The flagship model Core i5-4670K is indeed faster than any other Core i5 and can even challenge the heavyweight Core i7-3770K at single-threaded loads but its overclocking potential is lower even if compared with the Core i5-3570K. We could only overclock our Haswell to 4.5 GHz whereas same-class CPUs with Ivy Bridge design could be overclocked by 100-200 MHz more. Of course, the overclocked Core i5-4670K is still going to be a little faster thanks to its more progressive microarchitecture, but Haswell CPUs call for a new platform. You have to buy a new mainboard to use them. That's why upgrading to the Core i5-4670K from an earlier Core i5 doesn’t make sense. You may only want to choose it if you're building a completely new computer.

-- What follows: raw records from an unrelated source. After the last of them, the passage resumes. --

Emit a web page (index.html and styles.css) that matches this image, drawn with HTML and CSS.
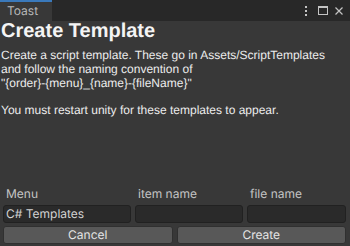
FILE: index.html
```html
<!DOCTYPE html>
<html>
<head>
<meta charset="utf-8">
<link rel="stylesheet" href="styles.css">
</head>
<body>
<div class="window">
  <div class="tabbar">
    <div class="tab">Toast</div>
    <div class="tab-icons">
      <svg class="ico kebab" width="2" height="10" viewBox="0 0 2 10"><rect x="0" y="0" width="2" height="2" fill="#c4c4c4"/><rect x="0" y="4" width="2" height="2" fill="#c4c4c4"/><rect x="0" y="8" width="2" height="2" fill="#c4c4c4"/></svg>
      <svg class="ico maxi" width="10" height="9" viewBox="0 0 10 9"><rect x="0.5" y="0.5" width="9" height="8" fill="none" stroke="#c4c4c4" stroke-width="1"/><rect x="0" y="0" width="10" height="2" fill="#c4c4c4"/></svg>
      <svg class="ico" width="8" height="8" viewBox="0 0 8 8"><path d="M0.5 0.5 L7.5 7.5 M7.5 0.5 L0.5 7.5" stroke="#c4c4c4" stroke-width="1.2"/></svg>
    </div>
  </div>
  <div class="content">
    <h1 class="title">Create Template</h1>
    <p class="desc">Create a script template. These go in Assets/ScriptTemplates<br>and follow the naming convention of<br>"{order}-{menu}_{name}-{fileName}"<br><br>You must restart unity for these templates to appear.</p>
    <div class="spacer"></div>
    <div class="fields">
      <div class="field">
        <div class="label">Menu</div>
        <div class="input">C# Templates</div>
      </div>
      <div class="field">
        <div class="label">item name</div>
        <div class="input"></div>
      </div>
      <div class="field">
        <div class="label">file name</div>
        <div class="input"></div>
      </div>
    </div>
    <div class="buttons">
      <div class="button">Cancel</div>
      <div class="button">Create</div>
    </div>
  </div>
</div>
</body>
</html>
```
FILE: styles.css
```css
html, body {
  margin: 0;
  padding: 0;
  background: #383838;
  text-rendering: geometricPrecision;
}
.window {
  width: 350px;
  height: 246px;
  display: flex;
  flex-direction: column;
  overflow: hidden;
}
.tabbar {
  height: 21px;
  background: #282828;
  display: flex;
  justify-content: space-between;
  align-items: stretch;
  flex-shrink: 0;
}
.tab {
  width: 52px;
  box-sizing: border-box;
  background: #383838;
  border-top: 2px solid #3a79bb;
  color: #b8b8b8;
  font-family: Inter, "Liberation Sans", sans-serif;
  font-size: 12px;
  line-height: 18px;
  padding-left: 7px;
}
.tab-icons {
  display: flex;
  align-items: center;
  padding-right: 7px;
}
.ico {
  display: block;
}
.kebab {
  margin-right: 11px;
}
.maxi {
  margin-right: 7px;
}
.content {
  flex: 1;
  display: flex;
  flex-direction: column;
  padding: 0 4px 2px 3px;
}
.title {
  margin: 0 0 0 -2px;
  font-family: "Liberation Sans", Arial, sans-serif;
  font-weight: bold;
  font-size: 20px;
  line-height: 20px;
  color: #f4f4f4;
}
.desc {
  margin: 8px 0 0 -2px;
  font-family: "Liberation Sans", Arial, sans-serif;
  font-size: 12px;
  line-height: 13.8px;
  color: #ececec;
}
.spacer {
  flex: 1;
}
.fields {
  display: grid;
  grid-template-columns: 128px 108px 1fr;
  gap: 4px;
}
.field {
  display: flex;
  flex-direction: column;
}
.label {
  font-family: Inter, "Liberation Sans", sans-serif;
  font-size: 12px;
  line-height: 16px;
  color: #c4c4c4;
  padding-left: 3px;
  margin-bottom: 3px;
}
.input {
  height: 18px;
  box-sizing: border-box;
  background: #2a2a2a;
  border: 1px solid #212121;
  border-radius: 3px;
  font-family: Inter, "Liberation Sans", sans-serif;
  font-size: 12px;
  line-height: 16px;
  color: #d2d2d2;
  padding-left: 2px;
}
.buttons {
  display: grid;
  grid-template-columns: 1fr 1fr;
  gap: 4px;
  margin-top: 3px;
}
.button {
  height: 18px;
  box-sizing: border-box;
  background: #585858;
  border: 1px solid #303030;
  border-radius: 3px;
  font-family: Inter, "Liberation Sans", sans-serif;
  font-size: 12px;
  line-height: 16px;
  color: #e4e4e4;
  text-align: center;
}
```
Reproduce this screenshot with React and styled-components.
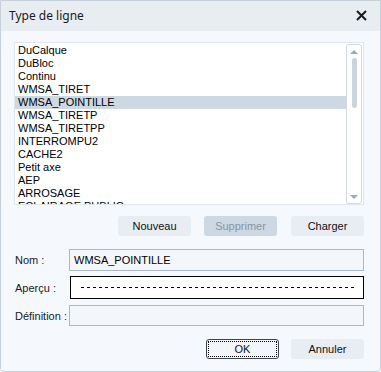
import React from "react";
import styled, { createGlobalStyle } from "styled-components";

const GlobalStyle = createGlobalStyle`
  html, body {
    margin: 0;
    padding: 0;
    background: #ffffff;
  }
  * {
    box-sizing: border-box;
  }
`;

const items = [
  "DuCalque",
  "DuBloc",
  "Continu",
  "WMSA_TIRET",
  "WMSA_POINTILLE",
  "WMSA_TIRETP",
  "WMSA_TIRETPP",
  "INTERROMPU2",
  "CACHE2",
  "Petit axe",
  "AEP",
  "ARROSAGE",
  "ECLAIRAGE PUBLIC",
];

const App = () => {
  const [selected, setSelected] = React.useState(4);

  return (
    <React.Fragment>
      <GlobalStyle />
      <Window>
        <TitleBar>
          <Title>Type de ligne</Title>
          <CloseButton>
            <svg width="11" height="11" viewBox="0 0 11 11">
              <path d="M1 1 L10 10 M10 1 L1 10" stroke="#1b1b1b" strokeWidth="2" />
            </svg>
          </CloseButton>
        </TitleBar>
        <Body>
          <ListBox>
            <Items>
              {items.map((l, i) => (
                <Item key={i} $active={i === selected} onClick={() => setSelected(i)}>
                  {l}
                </Item>
              ))}
            </Items>
            <Scrollbar>
              <Arrow>
                <svg width="8" height="4" viewBox="0 0 8 4">
                  <path d="M0 4 L4 0 L8 4 Z" fill="#9aaabb" />
                </svg>
              </Arrow>
              <Track>
                <Thumb />
              </Track>
              <Arrow>
                <svg width="8" height="4" viewBox="0 0 8 4">
                  <path d="M0 0 L4 4 L8 0 Z" fill="#9aaabb" />
                </svg>
              </Arrow>
            </Scrollbar>
          </ListBox>

          <ButtonRow>
            <Button>Nouveau</Button>
            <Button $disabled>Supprimer</Button>
            <Button $gap>Charger</Button>
          </ButtonRow>

          <Form>
            <Label>Nom :</Label>
            <Field $h={22}>WMSA_POINTILLE</Field>
            <Label>Aperçu :</Label>
            <Preview>
              <svg width="100%" height="3">
                <line x1="10" y1="1.5" x2="284" y2="1.5" stroke="#000" strokeWidth="1" strokeDasharray="3 3" />
              </svg>
            </Preview>
            <Label $shift>Définition :</Label>
            <Field $h={21} $shift />
          </Form>

          <Footer>
            <Button $focus>OK</Button>
            <Button $gap>Annuler</Button>
          </Footer>
        </Body>
      </Window>
    </React.Fragment>
  );
};

const Window = styled.div`
  width: 381px;
  height: 372px;
  border: 1px solid #c6d0da;
  border-radius: 0 0 4px 4px;
  background: #f5f9fd;
  display: flex;
  flex-direction: column;
  overflow: hidden;
`;

const TitleBar = styled.div`
  height: 30px;
  flex: none;
  background: #e8edf2;
  display: flex;
  align-items: center;
  justify-content: space-between;
  padding: 0 13px 0 8px;
`;

const Title = styled.div`
  font-family: "Noto Sans", "Open Sans", sans-serif;
  font-size: 12px;
  color: #1a1a1a;
  margin-top: -1px;
`;

const CloseButton = styled.div`
  display: flex;
  align-items: center;
  margin-top: -2px;
`;

const Body = styled.div`
  flex: 1;
  display: flex;
  flex-direction: column;
  padding: 11px 16px 0 13px;
`;

const ListBox = styled.div`
  height: 163px;
  background: #ffffff;
  border: 1px solid #dfe6ee;
  display: flex;
  overflow: hidden;
`;

const Items = styled.div`
  flex: 1;
  padding-top: 1px;
  overflow: hidden;
`;

const Item = styled.div`
  height: 13px;
  line-height: 13px;
  padding-left: 3px;
  font-family: "Liberation Sans", Arial, sans-serif;
  font-size: 11px;
  color: #000000;
  white-space: nowrap;
  background: ${(p) => (p.$active ? "#cdd8e3" : "transparent")};
  cursor: default;
`;

const Scrollbar = styled.div`
  width: 16px;
  margin: 1px 1px 0 0;
  border: 1px solid #cfd9e3;
  border-radius: 3px;
  display: flex;
  flex-direction: column;
  align-items: center;
`;

const Arrow = styled.div`
  height: 13px;
  display: flex;
  align-items: center;
  justify-content: center;
`;

const Track = styled.div`
  flex: 1;
  width: 100%;
  display: flex;
  justify-content: center;
`;

const Thumb = styled.div`
  width: 5px;
  height: 50px;
  border-radius: 3px;
  background: #c9d4df;
`;

const ButtonRow = styled.div`
  display: flex;
  justify-content: flex-end;
  gap: 13px;
  margin-top: 11px;
`;

const Button = styled.div`
  width: 73px;
  height: 20px;
  border-radius: 3px;
  display: flex;
  align-items: center;
  justify-content: center;
  font-family: "Liberation Sans", Arial, sans-serif;
  font-size: 11px;
  color: ${(p) => (p.$disabled ? "#8795a3" : "#111111")};
  background: ${(p) => (p.$disabled ? "#cdd8e3" : p.$focus ? "#f2f6fa" : "#e7edf3")};
  border: 1px solid ${(p) => (p.$focus ? "#3c4550" : "transparent")};
  outline: ${(p) => (p.$focus ? "1px dotted #000" : "none")};
  outline-offset: -3px;
  margin-left: ${(p) => (p.$gap ? "1px" : "0")};
  cursor: default;
`;

const Form = styled.div`
  display: grid;
  grid-template-columns: 55px 1fr;
  row-gap: 5px;
  align-items: center;
  margin-top: 13px;
`;

const Label = styled.div`
  font-family: "Liberation Sans", Arial, sans-serif;
  font-size: 11px;
  color: #1a1a1a;
  padding-left: 1px;
  margin-top: ${(p) => (p.$shift ? "1px" : "0")};
`;

const Field = styled.div`
  height: ${(p) => p.$h}px;
  margin-top: ${(p) => (p.$shift ? "1px" : "0")};
  border: 1px solid #abb9c7;
  background: #f3f7fb;
  display: flex;
  align-items: center;
  padding-left: 4px;
  font-family: "Liberation Sans", Arial, sans-serif;
  font-size: 11px;
  color: #000;
`;

const Preview = styled.div`
  height: 23px;
  margin-left: 1px;
  border: 1px solid #000000;
  background: #ffffff;
  display: flex;
  align-items: center;
`;

const Footer = styled.div`
  display: flex;
  justify-content: flex-end;
  gap: 11px;
  margin-top: 13px;
`;

export default App;
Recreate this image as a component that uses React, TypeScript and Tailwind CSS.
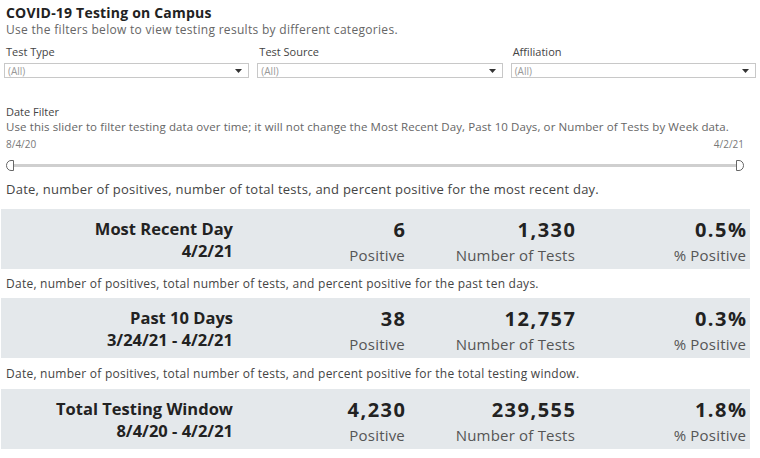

The midrange Haswell variants, Core i5-4670 and Core i5-4570, offer rather high performance as well, being occasionally faster than the Core i5-3570K. The problem is that Intel has prohibited overclocking them (and the rest of non-K Haswell-based CPUs) in the limited way which was possible before. It means the midrange Core i5 Ivy Bridge CPUs can easily be overclocked to 4.0 GHz whereas the new Core i5 series don't offer such an opportunity.

The junior Haswell-based CPU available at the moment, Core i5-4430, looks very odd. It is comparable to the Core i5-3470 in price but nearly always inferior to it in performance. It can hardly be recommended even for completely new configurations. The time-tested LGA1155 platform would be a better choice.

Thus, the new Core i5 4000 series CPUs may only be really interesting in just a few scenarios. You may want to choose the Core i5-4670K if you want to build a new computer and overclock your CPU. Or you may want to choose the Core i5-4570 if you are not going to overclock your new computer and your CPU budget is limited to $200. Otherwise, preferring the Haswell and switching to the LGA1150 platform is hardly rational.

There is one important exception, though. We shouldn’t forget that the new microarchitecture features an improved integrated graphics core whose performance has grown much more than the x86 performance. We didn't cover this issue in this review since we had tested the HD Graphics 4600 earlier. But if you need a hybrid processor with a fast x86 part and a functional graphics core, the Haswell is quite a good option.